European Commission President Jose Manuel Barroso has apparently suggested that the EU citizenship of people in a region that secedes from a member state would have to be "negotiated within the international legal order".
Unionist parties say the comments expose the Scottish Government's claim that Scotland would automatically be accepted into the EU as "total nonsense".
The Scottish Government maintain that there is nothing in Barosso's response that suggests that Scotland will not retain its place in the EU.
Meanwhile, two veteran nationalists have told the Press Association that Scotland's ongoing membership of the EU cannot be taken for granted.
Independent MSP Margo MacDonald and her husband Jim Sillars, both former SNP deputy leaders, believe further negotiation will be required.
And Sillars, who remains an SNP member, believes other EU member states could block Scotland's entry into the EU, particularly if party rebels succeed in their bid to pull Scotland out of Nato.
The rare pronouncement from Barosso on the wider EU secessionist debate came in response to a question by Italian federalist politician Mara Bizzotto.
She asked if regional citizens would immediately lose their status as EU citizens, and the resultant rights and obligations, if the region secedes from the member state.
Barosso responded: "In the hypothetical event of a secession of a part of an EU Member State, the solution would have to be found and negotiated within the international legal order."
Labour MEP Catherine Stihler said: "Scotland will not automatically assume the many rights of the UK.
"There will have to be long, detailed negotiations with a great many bodies and institutions. The outcome of which can never be taken for granted."
A spokesman for First Minister Alex Salmond said: "An independent Scotland will remain an integral part of the EU, and nothing in this answer suggests otherwise, despite the desperation of the anti-independence parties to say so.
"As many experts have confirmed, Scotland is part of the territory of the European Union and the people of Scotland are citizens of the EU.
"There is no provision for either of these circumstances to change upon independence."
The SNP is preparing to vote on overturning its historic opposition to Nato - a move widely interpreted as an attempt to boost Scotland's international credentials.
However, the party leadership is facing a backlash from several MSPs and grassroots members, who have vowed to vote against the resolution at conference next month.

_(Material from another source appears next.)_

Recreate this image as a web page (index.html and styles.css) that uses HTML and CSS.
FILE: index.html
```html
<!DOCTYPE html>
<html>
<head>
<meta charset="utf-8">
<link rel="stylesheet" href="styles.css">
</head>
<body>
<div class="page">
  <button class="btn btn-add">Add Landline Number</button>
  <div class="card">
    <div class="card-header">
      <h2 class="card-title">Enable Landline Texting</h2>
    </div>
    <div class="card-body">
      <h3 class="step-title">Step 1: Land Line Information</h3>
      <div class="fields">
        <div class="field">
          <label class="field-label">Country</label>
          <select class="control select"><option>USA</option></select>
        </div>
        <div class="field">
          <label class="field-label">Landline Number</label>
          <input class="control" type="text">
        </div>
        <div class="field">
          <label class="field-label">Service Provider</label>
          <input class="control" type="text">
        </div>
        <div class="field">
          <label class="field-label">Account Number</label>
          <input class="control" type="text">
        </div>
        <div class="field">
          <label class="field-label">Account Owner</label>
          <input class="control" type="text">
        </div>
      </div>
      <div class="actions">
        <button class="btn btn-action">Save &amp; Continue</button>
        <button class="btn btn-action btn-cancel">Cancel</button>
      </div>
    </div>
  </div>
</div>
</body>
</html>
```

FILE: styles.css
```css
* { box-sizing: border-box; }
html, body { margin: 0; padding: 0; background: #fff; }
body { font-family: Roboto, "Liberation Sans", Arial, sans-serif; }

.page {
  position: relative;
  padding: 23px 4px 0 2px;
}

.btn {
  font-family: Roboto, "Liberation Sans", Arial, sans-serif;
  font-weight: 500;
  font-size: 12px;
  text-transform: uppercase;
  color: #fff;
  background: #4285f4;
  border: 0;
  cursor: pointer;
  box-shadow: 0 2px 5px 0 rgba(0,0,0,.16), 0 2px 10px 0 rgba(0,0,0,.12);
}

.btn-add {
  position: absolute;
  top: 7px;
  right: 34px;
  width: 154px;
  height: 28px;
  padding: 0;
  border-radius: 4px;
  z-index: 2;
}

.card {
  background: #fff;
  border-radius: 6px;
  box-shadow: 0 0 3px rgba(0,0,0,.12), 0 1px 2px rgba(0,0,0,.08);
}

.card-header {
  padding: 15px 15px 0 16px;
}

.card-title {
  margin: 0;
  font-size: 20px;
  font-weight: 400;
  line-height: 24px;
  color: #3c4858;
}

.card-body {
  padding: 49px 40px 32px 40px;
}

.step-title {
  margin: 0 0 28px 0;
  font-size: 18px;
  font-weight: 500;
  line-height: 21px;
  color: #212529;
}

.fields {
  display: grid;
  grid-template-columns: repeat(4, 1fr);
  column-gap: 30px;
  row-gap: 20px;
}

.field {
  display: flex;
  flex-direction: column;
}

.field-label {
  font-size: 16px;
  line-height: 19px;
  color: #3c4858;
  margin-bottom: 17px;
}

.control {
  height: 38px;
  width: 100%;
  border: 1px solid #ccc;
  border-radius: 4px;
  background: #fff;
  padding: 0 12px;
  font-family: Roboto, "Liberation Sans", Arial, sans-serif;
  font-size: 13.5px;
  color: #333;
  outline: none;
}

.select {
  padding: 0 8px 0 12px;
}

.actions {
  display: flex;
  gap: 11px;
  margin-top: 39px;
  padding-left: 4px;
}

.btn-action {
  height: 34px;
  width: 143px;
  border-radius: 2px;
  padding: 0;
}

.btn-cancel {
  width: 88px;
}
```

Sillars said: "A number of people in the SNP do not realise that the decision on independence, and the consequences thereof, profoundly affect other people in their foreign policy.
"The Baltic states joined Nato as protection against Russia, and there are problems inside the Baltic states with Russia and vice-versa.

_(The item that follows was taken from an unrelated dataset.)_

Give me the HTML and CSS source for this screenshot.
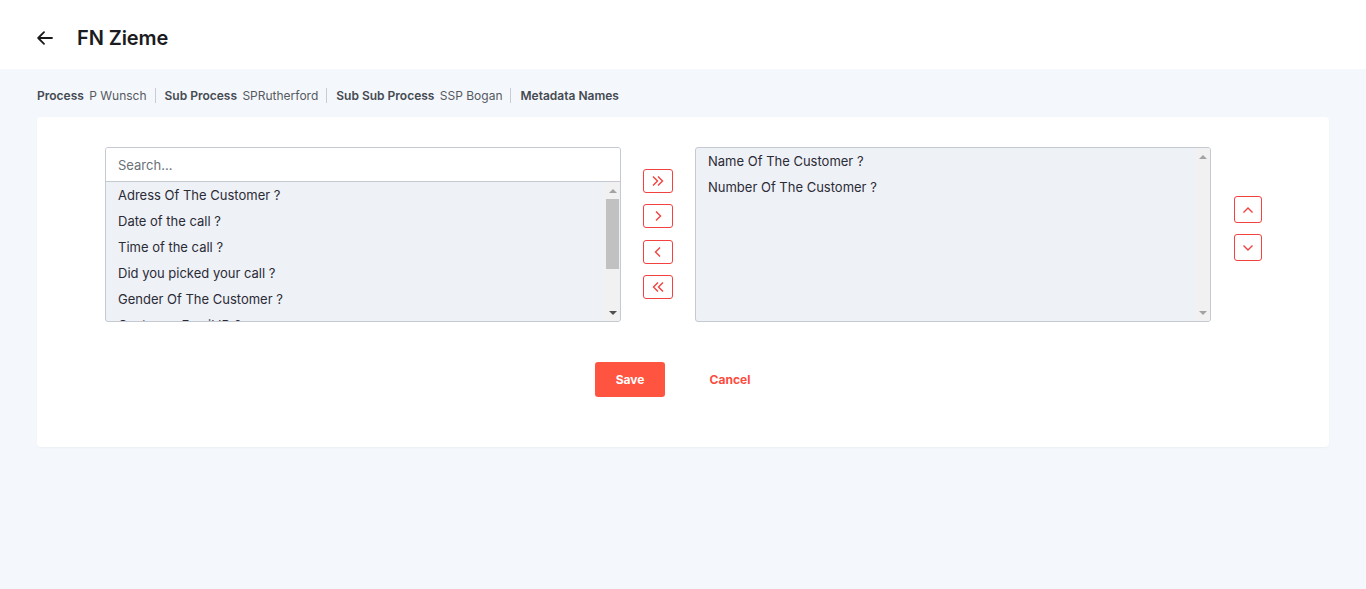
FILE: index.html
```html
<!DOCTYPE html>
<html lang="en">
<head>
<meta charset="utf-8">
<title>FN Zieme</title>
<link rel="stylesheet" href="styles.css">
</head>
<body>
<header class="topbar">
  <button class="back" aria-label="Back">
    <svg width="16" height="14" viewBox="0 0 16 14" fill="none" stroke="#1a1a1a" stroke-width="1.8" stroke-linecap="round" stroke-linejoin="round"><path d="M15 7H1.5M7 1.2L1.2 7 7 12.8"/></svg>
  </button>
  <h1 class="title">FN Zieme</h1>
</header>
<main class="main">
  <nav class="crumbs">
    <span class="crumb"><b>Process</b> P Wunsch</span>
    <span class="sep"></span>
    <span class="crumb"><b>Sub Process</b> SPRutherford</span>
    <span class="sep"></span>
    <span class="crumb"><b>Sub Sub Process</b> SSP Bogan</span>
    <span class="sep"></span>
    <span class="crumb"><b>Metadata Names</b></span>
  </nav>
  <section class="card">
    <div class="dual">
      <div class="box">
        <input class="search" type="text" placeholder="Search...">
        <div class="body">
          <ul class="list">
            <li>Adress Of The Customer ?</li>
            <li>Date of the call ?</li>
            <li>Time of the call ?</li>
            <li>Did you picked your call ?</li>
            <li>Gender Of The Customer ?</li>
            <li>Customer Email ID ?</li>
          </ul>
          <div class="sbar">
            <span class="arr up off"></span>
            <span class="thumb"></span>
            <span class="fill"></span>
            <span class="arr down"></span>
          </div>
        </div>
      </div>
      <div class="moves">
        <button class="mv" aria-label="Move all right"><svg width="14" height="12" viewBox="0 0 14 12" fill="none" stroke="#f2413e" stroke-width="1.4"><path d="M2 1.5l4.5 4.5L2 10.5M7 1.5l4.5 4.5L7 10.5"/></svg></button>
        <button class="mv" aria-label="Move right"><svg width="14" height="12" viewBox="0 0 14 12" fill="none" stroke="#f2413e" stroke-width="1.4"><path d="M5 1.5l4.5 4.5L5 10.5"/></svg></button>
        <button class="mv" aria-label="Move left"><svg width="14" height="12" viewBox="0 0 14 12" fill="none" stroke="#f2413e" stroke-width="1.4"><path d="M9 1.5L4.5 6 9 10.5"/></svg></button>
        <button class="mv" aria-label="Move all left"><svg width="14" height="12" viewBox="0 0 14 12" fill="none" stroke="#f2413e" stroke-width="1.4"><path d="M7 1.5L2.5 6 7 10.5M12 1.5L7.5 6 12 10.5"/></svg></button>
      </div>
      <div class="box">
        <div class="body">
          <ul class="list">
            <li>Name Of The Customer ?</li>
            <li>Number Of The Customer ?</li>
          </ul>
          <div class="sbar">
            <span class="arr up off"></span>
            <span class="fill"></span>
            <span class="arr down off"></span>
          </div>
        </div>
      </div>
      <div class="order">
        <button class="ud" aria-label="Move up"><svg width="14" height="10" viewBox="0 0 14 10" fill="none" stroke="#f2413e" stroke-width="1.4"><path d="M2.5 7.5L7 3l4.5 4.5"/></svg></button>
        <button class="ud" aria-label="Move down"><svg width="14" height="10" viewBox="0 0 14 10" fill="none" stroke="#f2413e" stroke-width="1.4"><path d="M2.5 2.5L7 7l4.5-4.5"/></svg></button>
      </div>
    </div>
    <div class="actions">
      <button class="save">Save</button>
      <button class="cancel">Cancel</button>
    </div>
  </section>
</main>
</body>
</html>
```
FILE: styles.css
```css
* { box-sizing: border-box; }
html, body { margin: 0; padding: 0; }
body {
  font-family: Inter, "Noto Sans", sans-serif;
  background: #f4f7fb;
  color: #2b2b36;
  height: 589px;
}
button { font-family: inherit; cursor: pointer; }

.topbar {
  height: 69px;
  background: #ffffff;
  display: flex;
  align-items: center;
  padding: 6px 0 0 37px;
}
.back {
  border: 0;
  background: none;
  padding: 0;
  width: 16px;
  height: 14px;
  display: flex;
  margin-top: 1px;
}
.title {
  margin: 0 0 0 24px;
  font-size: 20px;
  font-weight: 600;
  color: #1b1b22;
  letter-spacing: -0.1px;
}

.main { padding: 0 37px; }

.crumbs {
  display: flex;
  align-items: center;
  height: 48px;
  padding-top: 5px;
  font-size: 12px;
  color: #555a61;
}
.crumb b { font-weight: 600; color: #454a52; margin-right: 2px; }
.sep {
  width: 1px;
  height: 15px;
  background: #c9cdd3;
  margin: 0 9px 0 8px;
}

.card {
  background: #ffffff;
  border-radius: 4px;
  box-shadow: 0 1px 2px rgba(0, 0, 0, 0.04);
  padding: 30px 0 50px;
  height: 330px;
}
.dual {
  display: flex;
  justify-content: center;
  align-items: stretch;
  padding-left: 1px;
}
.box {
  width: 516px;
  height: 175px;
  border: 1px solid #c4c9d2;
  border-radius: 3px;
  background: #eef1f6;
  display: flex;
  flex-direction: column;
  overflow: hidden;
}
.search {
  height: 34px;
  flex: none;
  border: 0;
  border-bottom: 1px solid #c4c9d2;
  background: #fff;
  padding: 0 12px;
  font-family: inherit;
  font-size: 13px;
  color: #333;
  outline: none;
}
.search::placeholder { color: #6b7078; }
.body {
  flex: 1;
  min-height: 0;
  display: flex;
}
.list {
  list-style: none;
  margin: 0;
  padding: 0;
  flex: 1;
  overflow: hidden;
  font-size: 13px;
  color: #2b2b36;
}
.list li {
  height: 26px;
  line-height: 26px;
  padding: 0 12px;
  white-space: nowrap;
}
.sbar {
  width: 15px;
  flex: none;
  background: #f1f1f1;
  display: flex;
  flex-direction: column;
  align-items: center;
}
.arr {
  height: 17px;
  width: 15px;
  flex: none;
  display: flex;
  align-items: center;
  justify-content: center;
}
.arr::before {
  content: "";
  width: 0;
  height: 0;
  border-left: 4px solid transparent;
  border-right: 4px solid transparent;
}
.arr.up::before { border-bottom: 4px solid #505050; }
.arr.down::before { border-top: 4px solid #505050; }
.arr.up.off::before { border-bottom-color: #a3a3a3; }
.arr.down.off::before { border-top-color: #a3a3a3; }
.thumb {
  width: 13px;
  height: 70px;
  flex: none;
  background: #c1c1c1;
}
.fill { flex: 1; }

.moves {
  display: flex;
  flex-direction: column;
  justify-content: center;
  gap: 11.5px;
  margin: 0 22px;
  padding-bottom: 1px;
}
.mv, .ud {
  border: 1px solid #f2413e;
  border-radius: 3px;
  background: #fff;
  padding: 0;
  display: flex;
  align-items: center;
  justify-content: center;
}
.mv { width: 30px; height: 24px; }
.order {
  display: flex;
  flex-direction: column;
  justify-content: center;
  gap: 11px;
  margin-left: 23px;
  padding-bottom: 12px;
}
.ud { width: 28px; height: 27px; }

.actions {
  display: flex;
  justify-content: center;
  gap: 30px;
  margin-top: 40px;
  padding-right: 6px;
}
.save, .cancel {
  width: 70px;
  height: 35px;
  border-radius: 3px;
  font-size: 12px;
  font-weight: 700;
  border: 0;
}
.save { background: #ff5540; color: #fff; }
.cancel { background: transparent; color: #ff4b3e; }
```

"They are also members of the EU. They will be very concerned if there is any diminution of Nato's geographic integrity.
"It is naive for anyone within the SNP to believe we can just kick that aside as of no consequence without someone in Europe taking adverse action against us.
"The potential adverse action against us could be that in the middle of the referendum campaign, while the SNP is saying we will automatically be in the EU, one of the EU states could say 'that's not true and we will block it'.
"Anybody who says the legalities will tie the EU up is very naive. This is big stuff we're talking about. This is the withdrawal of the aircraft carrier from Nato."
MacDonald added: "We have still got a bit of negotiation that we would need to do on our own behalf, but certainly at this stage from the finish line I don't think anybody can make definitive statements about what all the parties would do."